**INFORMATION PROVIDED**
· · · · · · ·
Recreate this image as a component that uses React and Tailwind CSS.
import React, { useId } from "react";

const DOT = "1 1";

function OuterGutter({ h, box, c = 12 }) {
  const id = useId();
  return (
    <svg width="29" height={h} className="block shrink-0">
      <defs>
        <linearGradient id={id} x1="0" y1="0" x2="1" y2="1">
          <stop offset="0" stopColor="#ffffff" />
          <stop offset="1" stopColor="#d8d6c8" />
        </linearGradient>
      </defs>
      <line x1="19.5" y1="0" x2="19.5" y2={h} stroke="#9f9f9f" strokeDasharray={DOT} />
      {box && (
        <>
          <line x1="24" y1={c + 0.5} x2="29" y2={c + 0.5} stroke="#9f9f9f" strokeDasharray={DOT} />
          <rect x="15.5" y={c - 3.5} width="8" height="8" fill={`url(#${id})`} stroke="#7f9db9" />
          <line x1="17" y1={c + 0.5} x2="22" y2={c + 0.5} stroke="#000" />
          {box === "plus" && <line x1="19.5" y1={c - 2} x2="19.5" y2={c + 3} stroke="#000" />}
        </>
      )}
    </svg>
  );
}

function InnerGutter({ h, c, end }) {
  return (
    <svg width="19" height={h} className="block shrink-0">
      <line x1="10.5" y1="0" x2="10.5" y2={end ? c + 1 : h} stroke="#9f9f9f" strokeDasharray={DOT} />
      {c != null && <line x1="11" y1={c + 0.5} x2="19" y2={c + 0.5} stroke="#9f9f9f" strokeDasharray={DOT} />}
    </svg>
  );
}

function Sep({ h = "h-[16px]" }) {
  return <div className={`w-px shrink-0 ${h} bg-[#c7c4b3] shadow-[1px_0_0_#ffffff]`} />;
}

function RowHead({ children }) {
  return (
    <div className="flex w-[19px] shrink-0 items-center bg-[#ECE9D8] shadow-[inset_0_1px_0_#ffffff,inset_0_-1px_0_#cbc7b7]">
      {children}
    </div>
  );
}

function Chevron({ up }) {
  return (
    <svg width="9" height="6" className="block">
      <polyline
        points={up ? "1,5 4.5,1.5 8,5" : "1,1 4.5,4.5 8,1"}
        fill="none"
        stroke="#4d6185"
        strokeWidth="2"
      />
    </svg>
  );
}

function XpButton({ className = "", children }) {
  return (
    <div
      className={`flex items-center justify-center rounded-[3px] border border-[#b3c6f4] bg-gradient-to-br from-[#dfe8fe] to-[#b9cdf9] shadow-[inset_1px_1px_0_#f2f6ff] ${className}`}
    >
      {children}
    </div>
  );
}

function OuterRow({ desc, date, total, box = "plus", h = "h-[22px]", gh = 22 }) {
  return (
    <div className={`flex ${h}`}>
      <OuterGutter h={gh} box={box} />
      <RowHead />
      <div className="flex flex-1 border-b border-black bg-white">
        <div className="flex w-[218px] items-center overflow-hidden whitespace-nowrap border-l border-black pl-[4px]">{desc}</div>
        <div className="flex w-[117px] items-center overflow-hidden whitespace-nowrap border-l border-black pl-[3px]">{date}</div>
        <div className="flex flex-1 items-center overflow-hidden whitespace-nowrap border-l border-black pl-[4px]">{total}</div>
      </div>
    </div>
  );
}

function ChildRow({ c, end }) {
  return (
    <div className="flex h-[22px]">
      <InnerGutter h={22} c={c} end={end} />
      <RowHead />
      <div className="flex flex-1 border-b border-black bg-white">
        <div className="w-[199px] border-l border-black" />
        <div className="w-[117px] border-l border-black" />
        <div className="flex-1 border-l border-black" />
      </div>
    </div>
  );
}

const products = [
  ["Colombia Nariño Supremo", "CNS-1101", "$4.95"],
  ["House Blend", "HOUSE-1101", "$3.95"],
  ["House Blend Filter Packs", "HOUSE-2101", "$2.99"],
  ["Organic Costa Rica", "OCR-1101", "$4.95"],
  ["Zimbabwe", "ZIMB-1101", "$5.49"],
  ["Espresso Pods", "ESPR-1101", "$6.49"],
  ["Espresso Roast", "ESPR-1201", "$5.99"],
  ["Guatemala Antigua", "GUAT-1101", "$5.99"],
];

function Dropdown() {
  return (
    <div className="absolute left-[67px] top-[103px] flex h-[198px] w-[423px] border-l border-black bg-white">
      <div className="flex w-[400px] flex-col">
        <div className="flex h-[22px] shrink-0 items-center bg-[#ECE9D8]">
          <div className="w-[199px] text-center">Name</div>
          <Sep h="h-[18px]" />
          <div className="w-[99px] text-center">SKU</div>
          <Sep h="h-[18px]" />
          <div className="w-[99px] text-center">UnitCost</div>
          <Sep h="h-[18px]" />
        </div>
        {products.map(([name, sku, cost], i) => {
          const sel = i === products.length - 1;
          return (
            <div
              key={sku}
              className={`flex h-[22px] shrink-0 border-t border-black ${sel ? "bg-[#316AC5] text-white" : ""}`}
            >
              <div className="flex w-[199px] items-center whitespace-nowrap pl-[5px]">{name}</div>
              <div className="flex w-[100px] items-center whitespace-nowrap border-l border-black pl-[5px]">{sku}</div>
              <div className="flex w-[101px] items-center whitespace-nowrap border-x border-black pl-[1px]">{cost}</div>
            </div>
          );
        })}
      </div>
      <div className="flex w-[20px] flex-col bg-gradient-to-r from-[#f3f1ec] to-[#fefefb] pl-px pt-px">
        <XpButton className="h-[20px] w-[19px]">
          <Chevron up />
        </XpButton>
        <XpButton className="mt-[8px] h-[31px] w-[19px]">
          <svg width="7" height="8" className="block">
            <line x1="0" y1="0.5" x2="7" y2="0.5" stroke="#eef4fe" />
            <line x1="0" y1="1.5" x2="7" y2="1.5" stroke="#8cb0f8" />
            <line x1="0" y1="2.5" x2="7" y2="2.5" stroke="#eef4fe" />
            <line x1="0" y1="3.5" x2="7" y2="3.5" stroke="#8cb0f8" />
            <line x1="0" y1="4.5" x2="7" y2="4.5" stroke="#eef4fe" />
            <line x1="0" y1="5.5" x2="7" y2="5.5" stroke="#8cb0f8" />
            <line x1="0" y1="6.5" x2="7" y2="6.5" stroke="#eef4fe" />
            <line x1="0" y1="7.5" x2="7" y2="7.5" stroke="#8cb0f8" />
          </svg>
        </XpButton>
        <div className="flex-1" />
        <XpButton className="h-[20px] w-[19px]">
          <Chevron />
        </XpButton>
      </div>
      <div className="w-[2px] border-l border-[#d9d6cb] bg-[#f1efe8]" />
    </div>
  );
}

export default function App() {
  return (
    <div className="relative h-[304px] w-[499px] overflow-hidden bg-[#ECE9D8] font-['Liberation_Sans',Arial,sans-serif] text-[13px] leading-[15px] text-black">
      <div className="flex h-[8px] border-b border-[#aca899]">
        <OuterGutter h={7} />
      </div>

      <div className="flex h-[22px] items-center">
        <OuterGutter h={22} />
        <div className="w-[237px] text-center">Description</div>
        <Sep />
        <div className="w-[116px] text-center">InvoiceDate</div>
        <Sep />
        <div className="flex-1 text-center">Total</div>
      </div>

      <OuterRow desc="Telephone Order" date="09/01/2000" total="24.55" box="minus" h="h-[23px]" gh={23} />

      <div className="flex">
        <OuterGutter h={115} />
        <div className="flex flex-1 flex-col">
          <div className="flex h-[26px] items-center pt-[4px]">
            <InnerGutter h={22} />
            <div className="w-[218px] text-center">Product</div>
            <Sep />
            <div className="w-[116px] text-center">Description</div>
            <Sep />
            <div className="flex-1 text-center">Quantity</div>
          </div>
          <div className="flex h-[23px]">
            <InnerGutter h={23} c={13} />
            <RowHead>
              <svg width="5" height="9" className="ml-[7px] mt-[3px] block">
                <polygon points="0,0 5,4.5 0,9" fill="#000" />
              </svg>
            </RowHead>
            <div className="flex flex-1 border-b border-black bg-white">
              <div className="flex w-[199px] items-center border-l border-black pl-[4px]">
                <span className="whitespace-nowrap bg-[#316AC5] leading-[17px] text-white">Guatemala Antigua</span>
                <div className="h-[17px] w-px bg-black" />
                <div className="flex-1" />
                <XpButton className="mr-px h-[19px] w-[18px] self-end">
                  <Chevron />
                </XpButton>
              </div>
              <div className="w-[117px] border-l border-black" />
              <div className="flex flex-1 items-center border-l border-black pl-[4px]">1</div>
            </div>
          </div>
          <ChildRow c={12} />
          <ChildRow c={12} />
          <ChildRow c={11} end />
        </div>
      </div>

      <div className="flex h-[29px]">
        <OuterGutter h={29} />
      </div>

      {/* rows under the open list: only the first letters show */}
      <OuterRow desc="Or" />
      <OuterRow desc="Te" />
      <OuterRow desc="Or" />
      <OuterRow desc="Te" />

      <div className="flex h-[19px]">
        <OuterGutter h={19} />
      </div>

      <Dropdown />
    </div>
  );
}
· · · · · · ·
**WHAT THE EXERCISE ASKS**
State the count of lines with the word "React" in them, and write nothing else.

**FINAL RESULT**
2